1B - Mark Trumbo, Los Angeles Angels of Anaheim - The number that people get fixated on with Trumbo is 32, or in other words, the number of home runs he hit last year. While the power is undeniable, so is the fact that he tanked in the second half last year, especially in the final two months when he struck out 72 times in 192 at-bats and barely managed to keep his average over the Mendoza line. Some point to a back injury he sustained at the end of July as the cause of his struggles, while others will argue that pitchers had figured him out and were exploiting the holes in his big swing. The best course of action is to keep your expectation reasonable. Draft him for the power, but don't expect the guy who was hitting .348 at the end of May last year.
2B - Jason Kipnis, Cleveland Indians - Look, I love Kipnis, and truth be told I expect him to have another solid year as the Indians' starting second baseman and likely number three hitter. But I have to take my fan's hat off for a second and at least point out the fact that he is another player who really struggled in the second half last year. After sprinting out of the gate with 11 homers and 20 steals in the first half, he stumbled to 3 and 11 the rest of the way. There was of course an injury here as well, this time a neck injury, so it's possible he can put those struggles behind him this season. The real problem I am seeing lately is that his price just continues to rise. If you think you are going to lay back and get a discount based on that second half, forget about it. The key again here is to project his numbers correctly. I expect a slight power uptick but a potentially significant speed dip. I'm not saying don't draft him; I just think you have to start planning not to be able to land him in your drafts unless you're willing to reach.

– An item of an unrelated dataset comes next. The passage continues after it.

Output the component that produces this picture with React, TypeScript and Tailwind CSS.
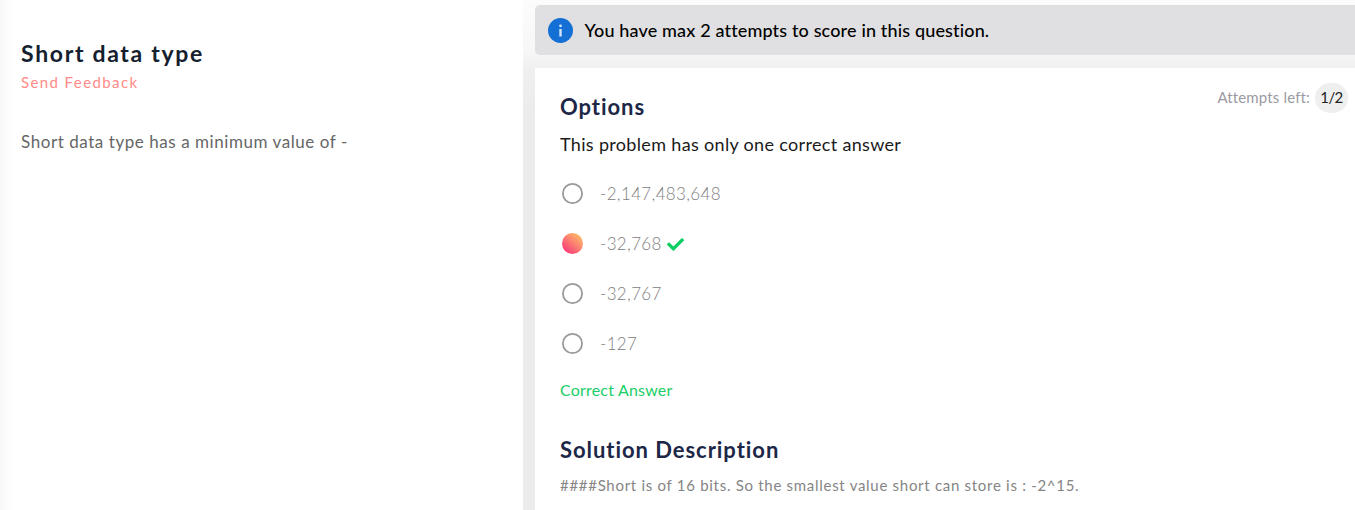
import React from 'react';
import { FaCheck } from 'react-icons/fa';

const options = [
  { text: '-2,147,483,648', selected: false },
  { text: '-32,768', selected: true },
  { text: '-32,767', selected: false },
  { text: '-127', selected: false },
];

function Radio({ selected }: { selected: boolean }) {
  return (
    <svg className="-mt-px ml-[2px] size-[21px] shrink-0" viewBox="0 0 21 21" fill="none">
      <defs>
        <linearGradient id="selectedFill" x1="0.15" y1="0.9" x2="0.85" y2="0.1">
          <stop stopColor="#fb3b7c" />
          <stop offset="1" stopColor="#fdbb68" />
        </linearGradient>
      </defs>
      {selected ? (
        <circle cx="10.5" cy="10.5" r="10.5" fill="url(#selectedFill)" />
      ) : (
        <circle cx="10.5" cy="10.5" r="9.6" stroke="#999" strokeWidth="1.8" />
      )}
    </svg>
  );
}

export default function App() {
  return (
    <div className="flex h-[510px] w-full overflow-hidden bg-white font-['Lato',sans-serif]">
      <main className="w-[523px] shrink-0 bg-gradient-to-r from-[#f8f8f8] to-white to-[14px] pt-[38px] pl-[21px]">
        <h1 className="text-[23px] leading-[30px] font-bold tracking-[1.68px] text-[#14202e]">Short data type</h1>
        <p className="mt-1 text-[15px] leading-5 tracking-[1.4px] text-[#ff8a87]">Send Feedback</p>
        <p className="mt-[38px] text-[17px] leading-6 tracking-[0.56px] text-[#666]">Short data type has a minimum value of -</p>
      </main>
      <section className="flex flex-1 flex-col overflow-hidden bg-[linear-gradient(to_bottom,#fcfcfc_0,#f7f7f7_50px,#efefef_72px,#ebebeb_120px)] pt-[5px] pl-3">
        <div className="flex h-[50px] shrink-0 items-center rounded-l-[5px] bg-[#e0e0e2] pl-[13px]">
          <svg className="-ml-[0.5px] size-[25px]" viewBox="0 0 25 25">
            <circle cx="12.5" cy="12.5" r="12.5" fill="#1470d4" />
            <circle cx="12.5" cy="7.8" r="1.4" fill="#d5e5f7" />
            <path d="M12.5 11v7.5" stroke="#d5e5f7" strokeWidth="2.4" />
          </svg>
          <span className="ml-3 text-[18px] font-medium tracking-[0.15px] text-black">You have max 2 attempts to score in this question.</span>
        </div>
        <div className="mt-[13px] flex-1 bg-white pl-[25px]">
          <div className="flex justify-between pt-[15px] pr-[7px]">
            <h2 className="pt-[10px] text-[22px] leading-7 font-bold tracking-[0.95px] text-[#1d2747]">Options</h2>
            <div className="flex h-[30px] items-center gap-[5px] text-[15px] tracking-[0.15px] text-[#9b9aa3]">
              <span className="-mt-px">Attempts left:</span>
              <span className="flex h-[30px] w-[33px] items-center justify-center rounded-full bg-[#efefef] pb-px tracking-[-0.6px] text-[#222]">1/2</span>
            </div>
          </div>
          <p className="mt-[11px] text-[18px] leading-6 tracking-[0.33px] text-[#1a1a1a]">This problem has only one correct answer</p>
          <div className="mt-[13px]">
            {options.map((option) => (
              <div key={option.text} className="flex h-[50px] items-center text-[17px] tracking-[0.35px] text-[#808080]">
                <Radio selected={option.selected} />
                <span className="ml-[17px] font-light">{option.text}</span>
                {option.selected && <FaCheck className="ml-[5px] text-[#0bcf61]" />}
              </div>
            ))}
          </div>
          <p className="mt-[9px] text-[16px] leading-6 tracking-[0.2px] text-[#1ace68]">Correct Answer</p>
          <h2 className="mt-[34px] text-[22px] leading-7 font-bold tracking-[0.95px] text-[#1d2747]">Solution Description</h2>
          <p className="mt-[9px] text-[15px] leading-6 tracking-[0.71px] text-[#858585]">####Short is of 16 bits. So the smallest value short can store is : -2^15.</p>
        </div>
      </section>
    </div>
  );
}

SS - Derek Jeter, New York Yankees - First off, I'll tip my hat to the Captain for the great season he had last year, after everyone was writing him off. He silenced a lot of naysayers by hitting .316 and belting 15 home runs, both his highest totals since 2009. His stolen bases dipped below 10 for the first time in his illustrious career, and after breaking his ankle in the playoffs last year, it's a pretty safe bet that he won't be reversing that trend this year. Jeter is a great player and role model, but he will also be 39 this year and will not come close to the 730 plate appearances he tallied last year. That means his counting stats will take a hit as well. He's riskier than he ever has been, and there is enough young talent available at the position to place your bets somewhere else this year.

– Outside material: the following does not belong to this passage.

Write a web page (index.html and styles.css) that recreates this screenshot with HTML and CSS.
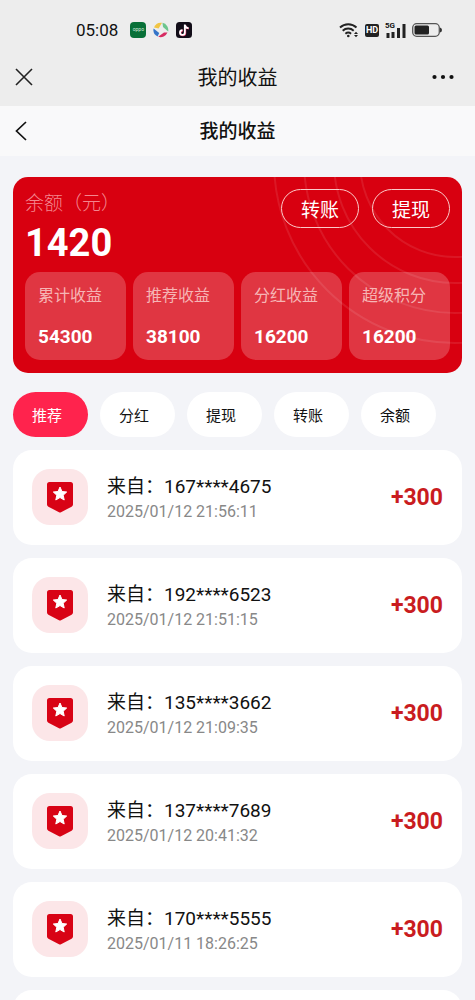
FILE: index.html
```html
<!DOCTYPE html>
<html lang="zh-CN">
<head>
<meta charset="utf-8">
<meta name="viewport" content="width=device-width, initial-scale=1">
<title>我的收益</title>
<link rel="stylesheet" href="styles.css">
</head>
<body>
<svg class="defs" aria-hidden="true">
  <symbol id="badge" viewBox="0 0 26 31">
    <path d="M2.500 0h21A2.500 2.500 0 0 1 26 2.500V22.500a2.500 2.500 0 0 1-1.400 2.200L14 30.200a2.200 2.200 0 0 1-2 0L1.400 24.700A2.500 2.500 0 0 1 0 22.500V2.500A2.500 2.500 0 0 1 2.500 0z" fill="#d80315"/>
    <path d="M13 5l2 4.500 4.700.5-3.500 3.200 1 4.800-4.200-2.500-4.200 2.500 1-4.800L6.300 10l4.700-.5z" fill="#fff" stroke="#fff" stroke-linejoin="round"/>
  </symbol>
</svg>
<div class="screen">
  <header class="top">
    <div class="status">
      <div class="status-group">
        <time class="clock">05:08</time>
        <span class="oppo">oppo</span>
        <svg class="app-icon" viewBox="0 0 16 16" aria-hidden="true">
          <path d="M1 5.500A7.500 7.500 0 0 1 9 .8L5.600 6.600z" fill="#f1c544"/>
          <path d="M9.500.8a7.400 7.400 0 0 1 5.700 8.600L10 5z" fill="#6cc58c"/>
          <path d="M14.500 10.500a7.400 7.400 0 0 1-9.300 4.200L11 10.500z" fill="#d72b62"/>
          <path d="M4.600 14.500A7.400 7.400 0 0 1 .6 6.500L6.200 11z" fill="#3474c8"/>
        </svg>
        <svg class="app-icon" viewBox="0 0 16 16" aria-hidden="true">
          <rect width="16" height="16" rx="3.500" fill="#120d18"/>
          <path d="M8.800 2.500v8a2.400 2.400 0 1 1-2.400-2.400M8.800 3c.3 2 1.700 3 3.700 3.200" fill="none" stroke="#e43b68" stroke-width="1.800" transform="translate(.5 .4)"/>
          <path d="M8.800 2.500v8a2.400 2.400 0 1 1-2.400-2.400M8.800 3c.3 2 1.700 3 3.700 3.200" fill="none" stroke="#fff" stroke-width="1.800"/>
        </svg>
      </div>
      <div class="status-group status-right">
        <svg class="wifi" viewBox="0 0 20 16" fill="none" stroke="#222" stroke-width="1.900" aria-hidden="true">
          <path d="M1 5.500a12 12 0 0 1 16.500 0M3.700 8.700a8 8 0 0 1 11 0M6.400 11.700a4.500 4.500 0 0 1 5.700 0"/>
          <circle cx="9.300" cy="14" r="1.300" fill="#222" stroke="none"/>
          <path d="M15 12l2-2.300 2 2.300zM15 13l2 2.300 2-2.300z" fill="#222" stroke="none"/>
        </svg>
        <span class="hd">HD</span>
        <span class="signal">
          <span class="net">5G</span>
          <svg class="bars" viewBox="0 0 20 15" fill="#222" aria-hidden="true">
            <path d="M1 10h3v5H1zM6 9h3v6H6zM11.500 5h3v10h-3zM17 1h3v14h-3z"/>
          </svg>
        </span>
        <svg class="battery" viewBox="0 0 30 14" aria-hidden="true">
          <rect x=".7" y=".7" width="26.600" height="12.600" rx="4" fill="none" stroke="#555" stroke-width="1.300"/>
          <rect x="2.500" y="2.500" width="14.500" height="9" rx="1.500" fill="#222"/>
          <path d="M28 4.500q2 .5 2 2.500t-2 2.500z" fill="#333"/>
        </svg>
      </div>
    </div>
    <div class="bar">
      <button class="icon-btn" type="button" aria-label="关闭">
        <svg class="close" viewBox="0 0 18 18" fill="none" stroke="#222" stroke-width="1.600"><path d="M1 1l16 16M17 1L1 17"/></svg>
      </button>
      <div class="bar-title">我的收益</div>
      <button class="icon-btn icon-end" type="button" aria-label="更多">
        <svg class="more" viewBox="0 0 22 6" fill="#111"><circle cx="2.500" cy="3" r="2.100"/><circle cx="11" cy="3" r="2.100"/><circle cx="19.500" cy="3" r="2.100"/></svg>
      </button>
    </div>
  </header>
  <nav class="bar page-bar">
    <button class="icon-btn" type="button" aria-label="返回">
      <svg class="back" viewBox="0 0 12 20" fill="none" stroke="#111" stroke-width="1.700"><path d="M11 1L1.500 10 11 19"/></svg>
    </button>
    <h1 class="page-title">我的收益</h1>
    <span></span>
  </nav>
  <main class="content">
    <section class="wallet">
      <svg class="rings" viewBox="0 0 200 196" fill="none" stroke="#fff" stroke-opacity=".09" stroke-width="2" aria-hidden="true">
        <circle cx="193" cy="-15" r="95"/><circle cx="193" cy="-15" r="121"/><circle cx="193" cy="-15" r="151"/><circle cx="193" cy="-15" r="181"/>
      </svg>
      <div class="wallet-head">
        <div>
          <div class="balance-label">余额（元）</div>
          <div class="balance">1420</div>
        </div>
        <div class="actions">
          <button class="action" type="button">转账</button>
          <button class="action" type="button">提现</button>
        </div>
      </div>
      <dl class="stats">
        <div class="stat"><dt>累计收益</dt><dd>54300</dd></div>
        <div class="stat"><dt>推荐收益</dt><dd>38100</dd></div>
        <div class="stat"><dt>分红收益</dt><dd>16200</dd></div>
        <div class="stat"><dt>超级积分</dt><dd>16200</dd></div>
      </dl>
    </section>
    <div class="tabs">
      <button class="tab active" type="button">推荐</button>
      <button class="tab" type="button">分红</button>
      <button class="tab" type="button">提现</button>
      <button class="tab" type="button">转账</button>
      <button class="tab" type="button">余额</button>
    </div>
    <ul class="list">
      <li class="item">
        <span class="medal"><svg class="medal-icon"><use href="#badge"/></svg></span>
        <div class="info"><div class="from">来自：167****4675</div><time class="date">2025/01/12 21:56:11</time></div>
        <span class="amount">+300</span>
      </li>
      <li class="item">
        <span class="medal"><svg class="medal-icon"><use href="#badge"/></svg></span>
        <div class="info"><div class="from">来自：192****6523</div><time class="date">2025/01/12 21:51:15</time></div>
        <span class="amount">+300</span>
      </li>
      <li class="item">
        <span class="medal"><svg class="medal-icon"><use href="#badge"/></svg></span>
        <div class="info"><div class="from">来自：135****3662</div><time class="date">2025/01/12 21:09:35</time></div>
        <span class="amount">+300</span>
      </li>
      <li class="item">
        <span class="medal"><svg class="medal-icon"><use href="#badge"/></svg></span>
        <div class="info"><div class="from">来自：137****7689</div><time class="date">2025/01/12 20:41:32</time></div>
        <span class="amount">+300</span>
      </li>
      <li class="item">
        <span class="medal"><svg class="medal-icon"><use href="#badge"/></svg></span>
        <div class="info"><div class="from">来自：170****5555</div><time class="date">2025/01/11 18:26:25</time></div>
        <span class="amount">+300</span>
      </li>
      <li class="item"></li>
    </ul>
  </main>
</div>
</body>
</html>
```
FILE: styles.css
```css
* { box-sizing: border-box; }
body {
  margin: 0;
  background: #f3f4f8;
  color: #111;
  font-family: Roboto, "Noto Sans CJK SC", sans-serif;
}
button {
  font: inherit;
  color: inherit;
  border: 0;
  padding: 0;
  background: none;
  cursor: pointer;
}
ul, dl, dd, h1 { margin: 0; padding: 0; }
.defs { display: none; }
.screen { height: 100vh; overflow: hidden; }

.top { background: #ededed; padding-top: 12px; }
.status {
  display: flex;
  justify-content: space-between;
  align-items: center;
  height: 36px;
  padding: 0 33px 0 76px;
}
.status-group { display: flex; align-items: center; gap: 7px; }
.status-right { gap: 6px; }
.clock { font-size: 17px; margin-right: 5px; }
.oppo {
  width: 16px;
  height: 16px;
  border-radius: 4px;
  background: #087038;
  color: #d5eadc;
  font-size: 5px;
  line-height: 15px;
  text-align: center;
}
.app-icon { width: 16px; height: 16px; }
.wifi { width: 20px; height: 16px; }
.hd {
  width: 14px;
  height: 13px;
  border-radius: 2px;
  background: #222;
  color: #fff;
  font-size: 9px;
  font-weight: 700;
  line-height: 13px;
  text-align: center;
}
.signal { position: relative; width: 21px; height: 15px; }
.net {
  position: absolute;
  left: 0;
  top: -1px;
  font-size: 8px;
  font-weight: 700;
  line-height: 8px;
}
.bars { display: block; width: 21px; height: 15px; }
.battery { width: 30px; height: 14px; }

.bar {
  display: grid;
  grid-template-columns: 1fr auto 1fr;
  align-items: center;
  height: 58px;
  padding: 0 21px 0 15px;
}
.icon-btn { display: flex; align-items: center; height: 40px; }
.icon-end { justify-self: end; }
.close { width: 18px; height: 18px; }
.more { width: 22px; height: 6px; }
.back { width: 12px; height: 20px; }
.bar-title { padding: 2px 0 0 6px; font-size: 20px; line-height: 28px; }
.page-bar {
  height: 50px;
  padding: 0 15px;
  background: #f9f9fa;
}
.page-title { padding-top: 2px; font-size: 19px; font-weight: 500; line-height: 28px; }

.content { padding: 21px 13px 0; }
.wallet {
  position: relative;
  overflow: hidden;
  padding: 12px 12px 13px;
  border-radius: 15px;
  background: #d80010;
  color: #fff;
}
.rings { position: absolute; top: 0; right: 0; width: 200px; height: 196px; }
.wallet-head {
  position: relative;
  display: flex;
  justify-content: space-between;
  height: 83px;
}
.balance-label {
  padding-top: 1px;
  font-size: 19px;
  font-weight: 300;
  line-height: 28px;
  color: #f4868e;
}
.balance { font-size: 38px; font-weight: 700; line-height: 50px; }
.actions { display: flex; gap: 13px; }
.action {
  width: 78px;
  height: 39px;
  border: 1px solid #fbc9c8;
  border-radius: 20px;
  font-size: 19px;
}
.stats {
  position: relative;
  display: grid;
  grid-template-columns: repeat(4, 1fr);
  gap: 7px;
}
.stat {
  height: 88px;
  padding: 12px 13px;
  border-radius: 15px;
  background: rgba(255, 255, 255, .21);
}
.stat dt { font-size: 16px; line-height: 24px; color: #f6b5b5; }
.stat dd { margin-top: 17px; font-size: 19px; font-weight: 700; line-height: 24px; }

.tabs { display: flex; gap: 12px; margin-top: 19px; }
.tab {
  width: 75px;
  height: 45px;
  padding-left: 19px;
  border-radius: 23px;
  background: #fff;
  font-size: 15px;
  text-align: left;
}
.tab.active { background: #ff234d; color: #fff; }

.list {
  display: grid;
  gap: 13px;
  margin-top: 13px;
  list-style: none;
}
.item {
  display: flex;
  align-items: center;
  height: 95px;
  padding: 0 19px 1px;
  border-radius: 19px;
  background: #fff;
}
.medal {
  display: flex;
  align-items: center;
  justify-content: center;
  width: 56px;
  height: 56px;
  border-radius: 18px;
  background: #fce6e8;
}
.medal-icon { width: 26px; height: 31px; }
.info { flex: 1; margin-left: 19px; padding-top: 2px; }
.from { font-size: 19px; line-height: 28px; }
.date { display: block; font-size: 16px; line-height: 22px; color: #888; }
.amount { font-size: 23px; font-weight: 700; color: #c91c20; }
```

3B - Will Middlebrooks, Boston Red Sox - Brett Lawrie and Eric Hosmer are the obvious cautionary tales when looking at Middlebrooks heading into 2013. Middlebrooks, like Lawrie, hit the ground running last year, smacking 15 home runs in just 75 games before a wrist injury cut his breakout short. The danger of course is the dreaded sophomore slump, and Middlebrooks seems like a prime candidate looking at the pretty sub-standard walk-rate (4.5%) he posted last year. He is still an intriguing target to wait on at 3B, but as draft day gets closer, his draft day price continues to rise as people start chasing that 30-homer upside. In a mock recently, I tested out drafting him in the 8th round only to realize there were plenty of other decent options going much later. I have pretty much decided he's not someone I am going to chase at this point. I'll either grab my starting 3B early or I will likely be content to wait for Mike Moustakas, who I have been drafting five or six rounds later.

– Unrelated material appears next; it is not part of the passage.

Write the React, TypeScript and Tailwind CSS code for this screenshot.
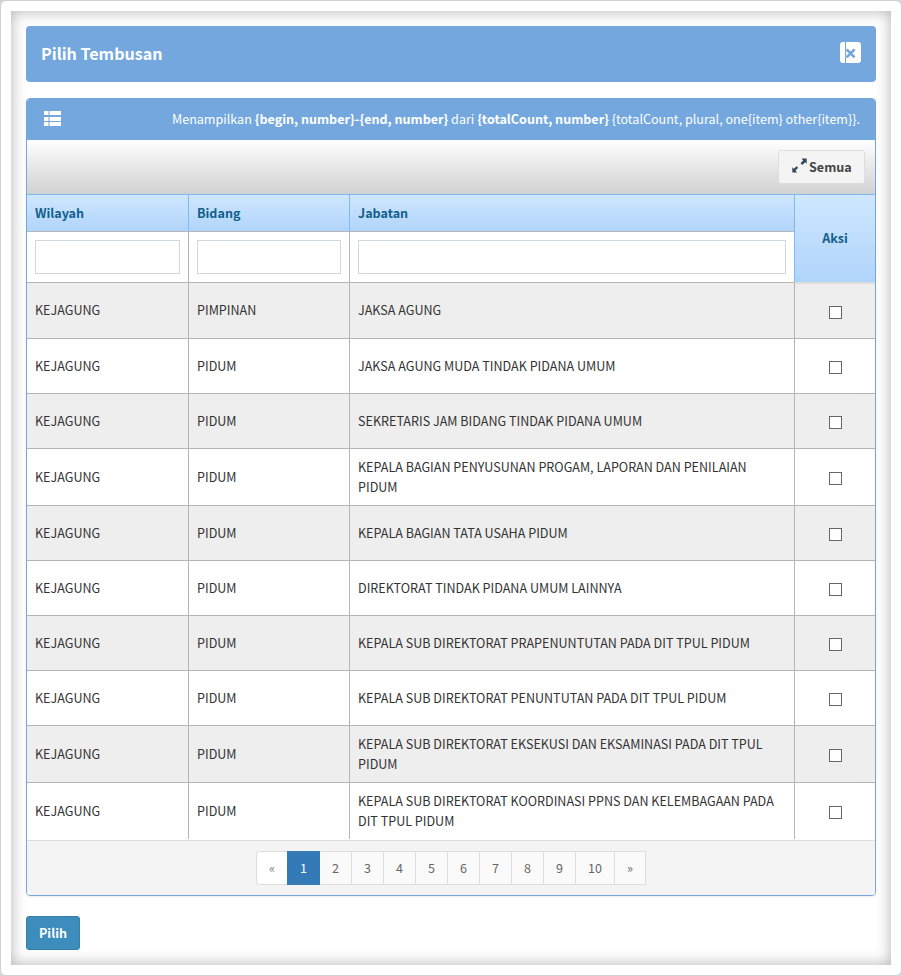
import React from "react";

type Row = { bidang: string; jabatan: string; height: string };

const rows: Row[] = [
  { bidang: "PIMPINAN", jabatan: "JAKSA AGUNG", height: "h-14" },
  { bidang: "PIDUM", jabatan: "JAKSA AGUNG MUDA TINDAK PIDANA UMUM", height: "h-[55px]" },
  { bidang: "PIDUM", jabatan: "SEKRETARIS JAM BIDANG TINDAK PIDANA UMUM", height: "h-[55px]" },
  { bidang: "PIDUM", jabatan: "KEPALA BAGIAN PENYUSUNAN PROGAM, LAPORAN DAN PENILAIAN PIDUM", height: "h-[57px]" },
  { bidang: "PIDUM", jabatan: "KEPALA BAGIAN TATA USAHA PIDUM", height: "h-[55px]" },
  { bidang: "PIDUM", jabatan: "DIREKTORAT TINDAK PIDANA UMUM LAINNYA", height: "h-[55px]" },
  { bidang: "PIDUM", jabatan: "KEPALA SUB DIREKTORAT PRAPENUNTUTAN PADA DIT TPUL PIDUM", height: "h-[55px]" },
  { bidang: "PIDUM", jabatan: "KEPALA SUB DIREKTORAT PENUNTUTAN PADA DIT TPUL PIDUM", height: "h-[55px]" },
  { bidang: "PIDUM", jabatan: "KEPALA SUB DIREKTORAT EKSEKUSI DAN EKSAMINASI PADA DIT TPUL PIDUM", height: "h-[57px]" },
  { bidang: "PIDUM", jabatan: "KEPALA SUB DIREKTORAT KOORDINASI PPNS DAN KELEMBAGAAN PADA DIT TPUL PIDUM", height: "h-14" },
];

const pages = ["2", "3", "4", "5", "6", "7", "8", "9", "10"];

function CloseIcon() {
  return (
    <svg width="21" height="21" viewBox="0 0 21 21" className="block">
      <rect width="21" height="21" rx="3" fill="#fff" />
      <path d="M5.5 0v21" stroke="#73a7de" strokeWidth="1" />
      <path d="M6.6 7.4l8 8M14.6 7.4l-8 8" stroke="#73a7de" strokeWidth="2.7" />
    </svg>
  );
}

function ListIcon() {
  return (
    <svg width="17" height="15" viewBox="0 0 17 15" fill="#fff" className="block">
      <path d="M0 0h4.5v4H0zM5.5 0H17v4H5.5zM0 6h4.5v4H0zM5.5 6H17v4H5.5zM0 11h4.5v4H0zM5.5 11H17v4H5.5z" />
    </svg>
  );
}

function ExpandIcon() {
  return (
    <svg width="15" height="15" viewBox="0 0 15 15" fill="#34495e" className="block">
      <path d="M9.5 0.5H14.7v5.3l-1.6-1.5-2.9 2.6-1.7-1.6 2.7-2.9zM0.3 9.3l1.5 1.4 2.8-2.5 1.6 1.6-2.7 2.7L5.2 14.4H0.3z" />
    </svg>
  );
}

function HeadCell({ label }: { label: string }) {
  return (
    <div className="flex h-[37px] items-center border-r border-b border-r-[#80b9f3] border-b-[#b4b8bc] bg-linear-to-b from-[#cfe7ff] to-[#b0d4fa] pl-2 font-bold text-[#11608c]">
      {label}
    </div>
  );
}

function FilterCell() {
  return (
    <div className="flex h-[51px] items-center border-r border-b border-[#b5b5b5] px-2">
      <input className="h-[34px] w-full border border-[#d2d6de] bg-white" />
    </div>
  );
}

export default function App() {
  return (
    <div className="h-[976px] w-[902px] bg-[#d5d5d8] font-['Noto_Sans_CJK_SC',sans-serif] text-[12.57px] leading-5 text-[#333]">
      <div className="h-full rounded-md border border-[#d0d0d2] bg-white p-2.5">
        <div className="h-[954px] px-[15px] pt-[15px] shadow-[inset_0_0_15px_rgba(0,0,0,0.3)]">
          <header className="flex h-14 items-center justify-between rounded bg-[#73a7de] pr-[15px] pl-[15px]">
            <h1 className="pb-0.5 text-[16.1px] font-bold text-white">Pilih Tembusan</h1>
            <button className="mb-[3px]"><CloseIcon /></button>
          </header>

          <section className="mt-4 h-[798px] overflow-hidden rounded border border-[#73a7de] shadow-[0_1px_2px_rgba(0,0,0,0.08)]">
            <div className="flex h-[41px] items-center justify-between bg-[#73a7de] pr-[15px] pb-0.5 pl-[17px] text-white">
              <ListIcon />
              <p className="whitespace-nowrap">
                Menampilkan <b>{"{begin, number}-{end, number}"}</b> dari <b>{"{totalCount, number}"}</b>{" {totalCount, plural, one{item} other{item}}."}
              </p>
            </div>

            <div className="flex h-[55px] justify-end border-b border-[#80b9f3] bg-linear-to-b from-white to-[#d1d1d1] pt-2.5 pr-2.5">
              <button className="flex h-[34px] w-[87px] items-center rounded-[3px] border border-[#ddd] bg-[#f4f4f4] pl-[13px] font-bold text-[#444]">
                <span className="mr-0.5 mb-[3px]"><ExpandIcon /></span>
                Semua
              </button>
            </div>

            <div className="flex">
              <div className="grid grid-cols-[162px_161px_445px]">
                <HeadCell label="Wilayah" />
                <HeadCell label="Bidang" />
                <HeadCell label="Jabatan" />
                <FilterCell />
                <FilterCell />
                <FilterCell />
              </div>
              <div className="-ml-px flex w-[81px] items-center justify-center border-b border-l border-b-[#ddd] border-l-[#80b9f3] bg-linear-to-b from-[#cfe7ff] to-[#b0d4fa] pb-0.5 font-bold text-[#11608c]">
                Aksi
              </div>
            </div>

            {rows.map((row, i) => (
              <div
                key={i}
                className={`grid grid-cols-[162px_161px_445px_80px] ${row.height} ${i % 2 ? "bg-white" : "bg-[#eee]"} ${i < 9 ? "border-b border-[#b5b5b5]" : ""}`}
              >
                <div className={`flex items-center border-r border-[#b5b5b5] pl-2 ${i === 0 ? "pb-px" : ""}`}>KEJAGUNG</div>
                <div className={`flex items-center border-r border-[#b5b5b5] pl-2 ${i === 0 ? "pb-px" : ""}`}>{row.bidang}</div>
                <div className={`flex items-center border-r border-[#b5b5b5] px-2 ${i === 0 ? "pb-px" : ""}`}>{row.jabatan}</div>
                <div className={`flex items-center justify-center pt-[3px] ${i === 0 ? "border-t border-[#ddd]" : ""}`}>
                  <input type="checkbox" className="size-[13px] appearance-none border border-[#666] bg-white" />
                </div>
              </div>
            ))}

            <footer className="mt-px flex h-[55px] justify-center border-t border-[#ddd] bg-[#f4f4f4] pt-2.5">
              <nav className="flex h-[34px] text-[#666]">
                <span className="flex w-[31px] items-center justify-center rounded-l-[4px] border border-r-0 border-[#ddd] bg-white text-[#777]">«</span>
                <span className="flex w-[33px] items-center justify-center bg-[#337ab7] text-white">1</span>
                {pages.map((p) => (
                  <span key={p} className={`flex items-center justify-center border border-l-0 border-[#ddd] bg-[#fafafa] ${p === "10" ? "w-[39px]" : "w-8"}`}>{p}</span>
                ))}
                <span className="flex w-[31px] items-center justify-center border border-l-0 border-[#ddd] bg-[#fafafa] text-[#666]">»</span>
              </nav>
            </footer>
          </section>

          <button className="mt-5 flex h-[34px] w-[54px] items-center justify-center rounded-[3px] border border-[#367fa9] bg-[#3c8dbc] font-bold text-white">Pilih</button>
        </div>
      </div>
    </div>
  );
}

OF - Josh Hamilton, Los Angeles Angels of Anaheim - Hamilton is one player I can pretty much safely say I will not be drafting this season. Again, he is one of the best hitters in all of baseball, but it is the combination of everything that we tell ourselves to avoid in an early-round pick that will make me pass in pretty much any format this year. Injury risk will always be a factor with Hamilton, and now he goes to a worse ballpark and has the baggage of the big free-agent contract on top of it. I'm not saying he won't be good again. I am just saying I am letting someone else shoulder the risk, because there are safer players to take at the point in the draft where Hamilton's numbers and ADP say he should go. Eventually, the value will look too good to pass up, and someone could indeed get back great second-round value. It just won't be me.
See ya, CC
OF - Nelson Cruz, Texas Rangers - I think it's fitting to list him after Hamilton, since the former's departure will thrust Cruz into a more crucial spot in the Rangers' lineup. I frankly am just not sold that he will be up to the task this year. He finally stayed healthy last year (for the first time), and the big numbers didn't really materialize. In fact, his homer total dipped to 24. He won't give you double-digit steals anymore, and he won't win you any batting titles either. I just don't see the upside anymore and would rather get a more stable commodity for my OF2/3 if I can.
SP - CC Sabathia, New York Yankees - He's been a great pitcher for a long time, but the cracks in the armor are starting to show. He's logged a ton of mileage on that arm of his, and he is not a small man. His arm was barking last year, and at the point he is being drafted, I am firmly deciding he will not be on my teams this year. Can he still go out and have a good year? Sure he can. But for me, beyond the worries I have about age, mileage and conditioning, the once potent Yankee offense looks like a shell of its former self. I think it's going to be a long year in the Bronx. I'm looking elsewhere for the top of my fantasy rotations this year.
RP - Joel Hanrahan, Boston Red Sox - Honestly, I have other names that I could use here, like Chris Perez, Fernando Rodney or Jim Johnson. But I think if you took a poll and asked which American League closer scares you the most, Hanrahan would come in first hands down. His save totals the last two years obscure a shaky skill set that is not ideally suited to Fenway Park. The Sox also have a lot of other candidates in their pen, so the leash could be pretty short if too many of the fly balls he surrenders end up as souvenirs.